Posted By on Thu, Jun 22, 2017 at 11:00 AM


In the last few months, Tucson has lost three important comedy “workshops.” These were not open mics, per se, but sessions in which comedians and aspiring comedians write together, try out new material, and get feedback from other, usually more experienced comics.

Two of the former workshops’ venues are or were closing. The third, at the Screening Room, lost out as part of a nightly comedy idea that ultimately failed to meet the venue’s needs. (The Screening room now hosts one comedy night a month on the first Friday.)

Fortunately for the Tucson comedy community, its longest-standing supporter, Laff’s Comedy Caffe, began a year ago to host its own workshop. Laff’s is Tucson’s only comedy venue that can offer a new comedian a paid hosting gig or an unpaid guest slot in front of a large audience, with nationally known comedians who can potentially give their careers a boost. With the workshop, the club expanded its commitment from encouraging local comedians to also helping to develop them.
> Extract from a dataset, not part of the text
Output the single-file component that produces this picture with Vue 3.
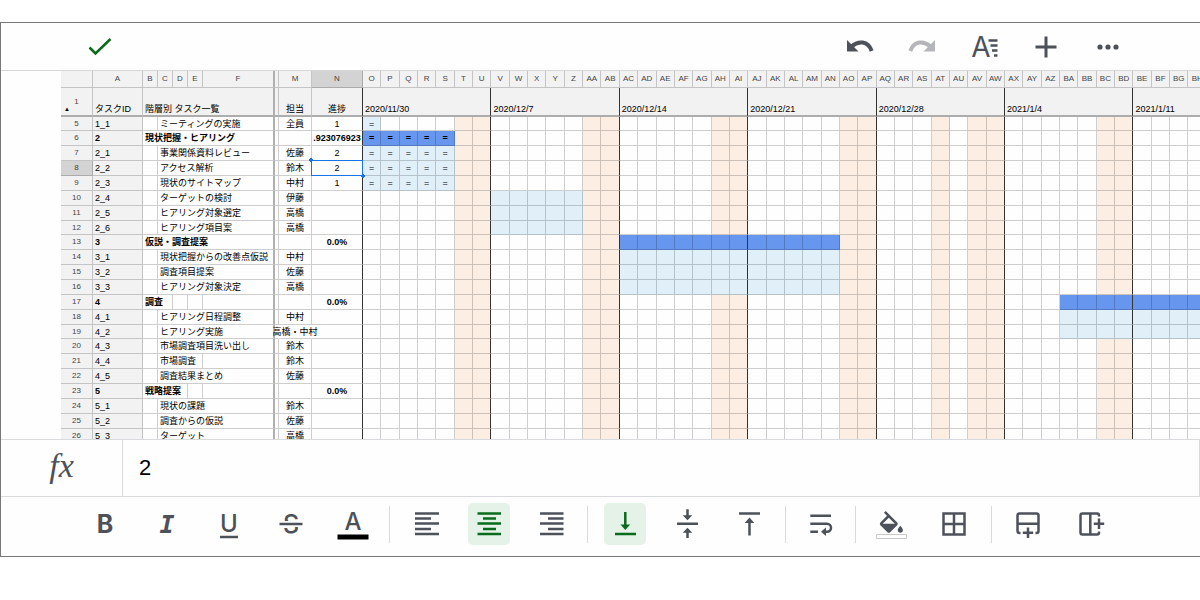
<template>
  <main class="app">
    <header class="topbar">
      <button class="icon-btn done" aria-label="完了">
        <svg viewBox="0 0 42 42"><path d="M10.5 21.5l6 6L31.5 13" /></svg>
      </button>
      <div class="group">
        <button class="icon-btn" aria-label="元に戻す">
          <svg viewBox="0 0 42 42">
            <path class="fill" d="M8 14v11.5h11.5z" />
            <path class="thick" d="M12.5 20.5C19 14.5 29 14.5 32.7 25" />
          </svg>
        </button>
        <button class="icon-btn disabled" aria-label="やり直し">
          <svg viewBox="0 0 42 42">
            <path class="fill" d="M34 14v11.5H22.5z" />
            <path class="thick" d="M29.5 20.5C23 14.5 13 14.5 9.3 25" />
          </svg>
        </button>
        <button class="icon-btn" aria-label="書式">
          <svg viewBox="0 0 42 42">
            <text class="light" x="18" y="31" font-size="28">A</text>
            <path class="halo" d="M27 14.5H35M29 19.5H35M31 24.5H35" />
            <path d="M25.5 14.5H34.5M27.5 19.5H34.5M29 24.5H34.5M31 29.5H34.5" />
          </svg>
        </button>
        <button class="icon-btn" aria-label="挿入">
          <svg viewBox="0 0 42 42"><path class="mid" d="M21 10.5v21M10.500 21h21" /></svg>
        </button>
        <button class="icon-btn" aria-label="その他">
          <svg viewBox="0 0 42 42">
            <circle cx="13" cy="21" r="2.6" /><circle cx="21" cy="21" r="2.6" /><circle cx="29" cy="21" r="2.6" />
          </svg>
        </button>
      </div>
    </header>

    <section class="sheet">
      <table>
        <colgroup>
          <col class="w-num" />
          <col class="w-id" />
          <col v-for="n in 4" :key="n" class="w-indent" />
          <col class="w-task" />
          <col class="w-gap" />
          <col class="w-person" />
          <col class="w-progress" />
          <col v-for="d in days" :key="d.name" />
        </colgroup>
        <thead>
          <tr class="letters">
            <th></th>
            <th>A</th>
            <th>B</th>
            <th>C</th>
            <th>D</th>
            <th>E</th>
            <th class="freeze">F</th>
            <th></th>
            <th>M</th>
            <th class="current">N</th>
            <th v-for="d in days" :key="d.name">{{ d.name }}</th>
          </tr>
          <tr class="titles">
            <th class="num"><span class="collapse">▲</span>1</th>
            <th class="left">タスクID</th>
            <th class="left freeze" colspan="5">階層別 タスク一覧</th>
            <th></th>
            <th>担当</th>
            <th class="week-end">進捗</th>
            <th
              v-for="(w, i) in weeks"
              :key="w"
              class="left"
              :class="{ 'week-end': i < 6 }"
              :colspan="i < 6 ? 7 : 4"
            >{{ w }}</th>
          </tr>
        </thead>
        <tbody>
          <tr v-for="r in rows" :key="r.no" :class="{ bold: r.head }">
            <th class="num" :class="{ current: r.no === 8 }">{{ r.no }}</th>
            <td class="id">{{ r.id }}</td>
            <td v-if="!r.head"></td>
            <td class="task" :class="{ freeze: !r.rest }" :colspan="r.span">{{ r.task }}</td>
            <td v-for="n in r.rest" :key="n" :class="{ freeze: n === r.rest }"></td>
            <td :class="{ open: r.no === 19 }"></td>
            <td :class="{ open: r.no === 19 }"><span class="mid-text">{{ r.who }}</span></td>
            <td class="week-end" :class="{ selected: r.no === 8 }"><span class="mid-text">{{ r.progress }}</span></td>
            <td v-for="(d, i) in days" :key="d.name" :class="cellClass(r, i)">{{ hasMark(r, i) ? '=' : '' }}</td>
          </tr>
        </tbody>
      </table>
    </section>

    <section class="formula">
      <label for="formula">fx</label>
      <input id="formula" v-model="formula" type="text" />
    </section>

    <footer class="toolbar">
      <div class="group">
        <button class="icon-btn" aria-label="太字">
          <svg viewBox="0 0 42 42"><text class="heavy" x="21" y="30" font-size="25">B</text></svg>
        </button>
        <button class="icon-btn" aria-label="斜体">
          <svg viewBox="0 0 42 42"><text class="slab" x="21" y="30" font-size="25">I</text></svg>
        </button>
        <button class="icon-btn" aria-label="下線">
          <svg viewBox="0 0 42 42">
            <text x="21" y="29" font-size="24">U</text>
            <path d="M12 34H30" />
          </svg>
        </button>
        <button class="icon-btn" aria-label="取り消し線">
          <svg viewBox="0 0 42 42">
            <text x="21" y="30" font-size="25">S</text>
            <path class="halo" d="M12 21H30" />
            <path d="M9.5 21H32.5" />
          </svg>
        </button>
        <button class="icon-btn" aria-label="文字の色">
          <svg viewBox="0 0 42 42">
            <text x="21" y="27" font-size="24">A</text>
            <path class="swatch" d="M5.5 31.500h31v5h-31z" />
          </svg>
        </button>
      </div>
      <span class="divider"></span>
      <div class="group">
        <button class="icon-btn" aria-label="左揃え">
          <svg viewBox="0 0 42 42"><path d="M9 10.5H33M9 15.5H25M9 20.5H33M9 26H25M9 31H33" /></svg>
        </button>
        <button class="icon-btn active" aria-label="中央揃え" aria-pressed="true">
          <svg viewBox="0 0 42 42"><path d="M9.5 10.5H33M15 15.5H28M9.5 20.5H33M15 26H28M9.5 31H33" /></svg>
        </button>
        <button class="icon-btn" aria-label="右揃え">
          <svg viewBox="0 0 42 42"><path d="M10 10.5H33.5M18 15.5H33.5M10 20.5H33.5M18 26H33.5M10 31H33.5" /></svg>
        </button>
      </div>
      <span class="divider"></span>
      <div class="group">
        <button class="icon-btn active" aria-label="下揃え" aria-pressed="true">
          <svg viewBox="0 0 42 42">
            <path d="M21.3 9V24M11 31H32" />
            <path class="fill" d="M16.5 21.5h9.6l-4.8 5.5z" />
          </svg>
        </button>
        <button class="icon-btn" aria-label="上下中央揃え">
          <svg viewBox="0 0 42 42">
            <path d="M21.5 6.3V14M11 20.7H32M21.5 28V35" />
            <path class="fill" d="M16.7 12.3h9.6l-4.8 5zM16.7 29.8h9.6l-4.8-5z" />
          </svg>
        </button>
        <button class="icon-btn" aria-label="上揃え">
          <svg viewBox="0 0 42 42">
            <path d="M11 10.5H32M21.5 18V32.5" />
            <path class="fill" d="M16.7 20h9.6l-4.8-5.5z" />
          </svg>
        </button>
      </div>
      <span class="divider"></span>
      <div class="group narrow">
        <button class="icon-btn" aria-label="折り返し">
          <svg viewBox="0 0 42 42">
            <path d="M10.3 12.7H31M10.3 20.7H27a4 4 0 0 1 0 8H24M10.3 28.7H18" />
            <path class="fill" d="M26 24.5v8.4l-5-4.2z" />
          </svg>
        </button>
      </div>
      <span class="divider"></span>
      <div class="group">
        <button class="icon-btn" aria-label="塗りつぶしの色">
          <svg viewBox="0 0 42 42">
            <path
              class="fill"
              transform="translate(4 8) scale(1.28)"
              d="M16.56 8.94L7.62 0 6.21 1.41l2.38 2.38-5.15 5.15c-.59.59-.59 1.54 0 2.12l5.5 5.5c.29.29.68.44 1.06.44s.77-.15 1.06-.44l5.5-5.5c.59-.58.59-1.53 0-2.12zM5.21 10L10 5.21 14.79 10H5.21zM19 11.5s-2 2.17-2 3.5c0 1.1.9 2 2 2s2-.9 2-2c0-1.33-2-3.5-2-3.5z"
            />
            <path class="empty-swatch" d="M4.5 31.5h30v4h-30z" />
          </svg>
        </button>
        <button class="icon-btn" aria-label="枠線">
          <svg viewBox="0 0 42 42"><path d="M9.5 10.5h21v21h-21zM20 10.5v21M9.5 21h21" /></svg>
        </button>
      </div>
      <span class="divider"></span>
      <div class="group">
        <button class="icon-btn" aria-label="行を挿入">
          <svg viewBox="0 0 42 42">
            <path d="M12.500 30h-1a2 2 0 0 1-2-2V12.5a2 2 0 0 1 2-2h17a2 2 0 0 1 2 2V28a2 2 0 0 1-2 2H27.5M9.5 20.7h21M20 24.5v10.500M14.8 29.8h10.400" />
          </svg>
        </button>
        <button class="icon-btn" aria-label="列を挿入">
          <svg viewBox="0 0 42 42">
            <path d="M29 13.5v-1a2 2 0 0 0-2-2H12.5a2 2 0 0 0-2 2v17a2 2 0 0 0 2 2H27a2 2 0 0 0 2-2V28.5M20.3 10.5v21M29 15.500v10.500M23.800 20.700h10.400" />
          </svg>
        </button>
      </div>
    </footer>
  </main>
</template>

<script setup>
import { ref } from 'vue'

const formula = ref('2')

const DAY_COUNT = 46
const HOLIDAYS = [31]

const columnName = (n) => {
  const letter = String.fromCharCode(65 + (n % 26))
  return n < 26 ? letter : String.fromCharCode(64 + Math.floor(n / 26)) + letter
}

// the calendar starts at column O
const days = Array.from({ length: DAY_COUNT }, (_, i) => ({ name: columnName(i + 14) }))

const weeks = ['2020/11/30', '2020/12/7', '2020/12/14', '2020/12/21', '2020/12/28', '2021/1/4', '2021/1/11']

// span: columns taken by the task name, rest: empty columns left before M
const task = (no, id, name, who = '', bar = null, extra = {}) => ({
  no, id, task: name, who, bar, span: 4, rest: 0, progress: '', ...extra
})
const head = (no, id, name, progress, bar = null, span = 5) => ({
  no, id, task: name, who: '', bar, span, rest: 5 - span, progress, head: true
})

const rows = [
  task(5, '1_1', 'ミーティングの実施', '全員', [0, 0], { progress: '1' }),
  head(6, '2', '現状把握・ヒアリング', '.923076923', [0, 4]),
  task(7, '2_1', '事業関係資料レビュー', '佐藤', [0, 4], { progress: '2' }),
  task(8, '2_2', 'アクセス解析', '鈴木', [0, 4], { progress: '2' }),
  task(9, '2_3', '現状のサイトマップ', '中村', [0, 4], { progress: '1' }),
  task(10, '2_4', 'ターゲットの検討', '伊藤', [7, 11]),
  task(11, '2_5', 'ヒアリング対象選定', '高橋', [7, 11]),
  task(12, '2_6', 'ヒアリング項目案', '高橋', [7, 11]),
  head(13, '3', '仮説・調査提案', '0.0%', [14, 25]),
  task(14, '3_1', '現状把握からの改善点仮説', '中村', [14, 25]),
  task(15, '3_2', '調査項目提案', '佐藤', [14, 25]),
  task(16, '3_3', 'ヒアリング対象決定', '高橋', [14, 25]),
  head(17, '4', '調査', '0.0%', [38, 45], 2),
  task(18, '4_1', 'ヒアリング日程調整', '中村', [38, 45]),
  task(19, '4_2', 'ヒアリング実施', '高橋・中村', [38, 45]),
  task(20, '4_3', '市場調査項目洗い出し', '鈴木'),
  task(21, '4_4', '市場調査', '鈴木', null, { span: 3, rest: 1 }),
  task(22, '4_5', '調査結果まとめ', '佐藤'),
  head(23, '5', '戦略提案', '0.0%', null, 3),
  task(24, '5_1', '現状の課題', '鈴木'),
  task(25, '5_2', '調査からの仮説', '佐藤'),
  task(26, '5_3', 'ターゲット', '高橋')
]

const inBar = (row, i) => row.bar !== null && i >= row.bar[0] && i <= row.bar[1]
const hasMark = (row, i) => row.no < 10 && inBar(row, i)

const cellClass = (row, i) => ({
  day: true,
  off: i % 7 > 4 || HOLIDAYS.includes(i),
  plan: inBar(row, i),
  total: inBar(row, i) && row.head,
  'week-end': i % 7 === 6
})
</script>

<style>
body {
  margin: 0;
  background: #fff;
}
</style>

<style scoped>
.app {
  margin-top: 22px;
  border: 1px solid #77787a;
  border-right: none;
  background: #fefefe;
  font-family: "Liberation Sans", "Noto Sans CJK JP", sans-serif;
  color: #000;
  overflow: hidden;
}

.topbar {
  display: flex;
  justify-content: space-between;
  padding: 3px 71px 2px 78px;
  border-bottom: 1px solid #d5d7d9;
}

.group {
  display: flex;
  gap: 20px;
}

.icon-btn {
  width: 42px;
  height: 42px;
  padding: 0;
  border: none;
  border-radius: 5px;
  background: none;
  color: #4d5159;
  cursor: pointer;
}

.icon-btn svg {
  display: block;
  width: 42px;
  height: 42px;
  fill: none;
  stroke: currentColor;
  stroke-width: 2.5;
}

.icon-btn.done,
.icon-btn.active {
  color: #0b6b1c;
}

.icon-btn.active {
  background: #e4f2e8;
}

.icon-btn.disabled {
  color: #b4b6ba;
}

.icon-btn .fill,
.icon-btn circle {
  fill: currentColor;
  stroke: none;
}

.icon-btn .mid {
  stroke-width: 3;
}

.icon-btn .thick {
  stroke-width: 4;
}

.icon-btn .halo {
  stroke: #fefefe;
  stroke-width: 6;
}

.icon-btn .swatch {
  fill: #000;
  stroke: none;
}

.icon-btn .empty-swatch {
  fill: #fff;
  stroke: #c8c8c8;
  stroke-width: 1;
}

.icon-btn text {
  fill: currentColor;
  stroke: none;
  font-family: Inter, sans-serif;
  font-weight: 500;
  text-anchor: middle;
}

.icon-btn .light {
  font-weight: 400;
}

.icon-btn .heavy {
  font-weight: 700;
}

.icon-btn .slab {
  font-family: "DejaVu Sans Mono", monospace;
  font-weight: 700;
  font-style: italic;
}

.sheet {
  height: 368px;
  padding-left: 60px;
  overflow: hidden;
}

table {
  width: calc(100% + 7px);
  table-layout: fixed;
  border-collapse: separate;
  border-spacing: 0;
  font-size: 9px;
}

.w-num { width: 32px; }
.w-id { width: 50px; }
.w-indent { width: 15px; }
.w-task { width: 72px; }
.w-gap { width: 4px; }
.w-person { width: 33px; }
.w-progress { width: 51px; }

th,
td {
  box-sizing: border-box;
  height: 15px;
  padding: 0;
  border: 0 solid rgba(0, 0, 0, 0.19);
  border-right-width: 1px;
  border-bottom-width: 1px;
  line-height: 12px;
  white-space: nowrap;
  font-weight: 400;
  text-align: center;
  vertical-align: middle;
}

tbody tr:nth-child(7n + 1) > * {
  height: 14px;
}

thead th,
.num,
.id {
  background: #f2f2f2;
}

.letters th {
  height: 17px;
  font-size: 8px;
  color: #444;
}

.titles th {
  height: 29px;
  border-bottom: 2px solid #adadad;
  vertical-align: bottom;
}

.num,
.titles .num {
  font-size: 8px;
  color: #444;
  vertical-align: middle;
}

.titles .num {
  position: relative;
}

.collapse {
  position: absolute;
  left: 3px;
  bottom: 0;
  font-size: 6px;
  color: #000;
}

.titles .left {
  padding-left: 2px;
  text-align: left;
}

.id,
.task {
  padding-left: 2px;
  text-align: left;
}

.bold td {
  font-weight: 700;
}

.letters .current,
.num.current {
  background: #d3d3d3;
}

.freeze {
  border-right: 2px solid #b0b0b0;
}

.off {
  background: #fceee3;
}

.day.plan {
  background: #e1eff9;
}

.day.total {
  background: #6796ee;
}

.week-end,
.titles .week-end {
  border-right: 1px solid #333;
}

.open {
  border-right-color: transparent;
}

.mid-text {
  display: flex;
  justify-content: center;
}

.selected {
  position: relative;
}

.selected::before {
  content: "";
  position: absolute;
  inset: -1px;
  border: 1px solid #1a73e8;
}

.selected::after {
  content: "";
  position: absolute;
  inset: -3px;
  background:
    radial-gradient(circle at 2px 2px, #1a73e8 2px, transparent 2px),
    radial-gradient(circle at calc(100% - 2px) calc(100% - 2px), #1a73e8 2px, transparent 2px);
}

.formula {
  display: flex;
  box-sizing: border-box;
  height: 58px;
  border: 1px solid #d8dadd;
  border-left: none;
}

.formula label {
  width: 121px;
  border-right: 1px solid #d8dadd;
  font: italic 34px/52px "Liberation Serif", serif;
  color: #4d5159;
  text-align: center;
}

.formula input {
  flex: 1;
  min-width: 0;
  padding: 0 16px;
  border: none;
  outline: none;
  background: none;
  font: 22px "Liberation Sans", sans-serif;
  color: #000;
}

.toolbar {
  display: flex;
  padding: 6px 0 11px 83px;
}

.toolbar .narrow .icon-btn {
  width: 38px;
}

.toolbar .narrow svg {
  margin-left: -2px;
}

.divider {
  width: 1px;
  height: 37px;
  margin: 3px 16px 0 15px;
  background: #d8dadd;
}
</style>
In the wake of other workshops’ closing, Laff’s staffer and professional comedian Michael Celi says Laffs is stepping up this commitment with a new program, Comedy Outreach. Whereas the original workshops were for anyone who showed up with new ideas to hone or jokes to practice, Comedy Outreach will have more structure and include a schedule of experienced comics charged with giving feedback. Comedy Outreach starts June 22 and continues at 6 p.m. every Thursday, ending just as open-mic signups begin at 7 p.m.

Celi says, “The main difference between what I'm doing and what (the other workshops) were doing is that this is not for an audience. I wouldn't turn an audience away, but I’ll be working to have an audience composed entirely of other comics.”

Laff’s longstanding 8 p.m. open mic continues to attract as many as 40 comics every week. No one would dispute that it’s the most popular free comedy show in town, although your mileage will vary from comic to comic. Laff’s Comedy Caffe is at 2900 E. Broadway Blvd. Find info about upcoming shows at

Summer Movie

Tucson Improv Movement’s summer feature, “The Movie,” continues at 9 p.m. Saturdays until further notice. Based on an audience suggestion, the TIM cast creates scenes and populates a script-less improv “movie” with plots, subplots and characters. Hilarity ensues. TIM Theatre, 329 E. 7th St.; $5.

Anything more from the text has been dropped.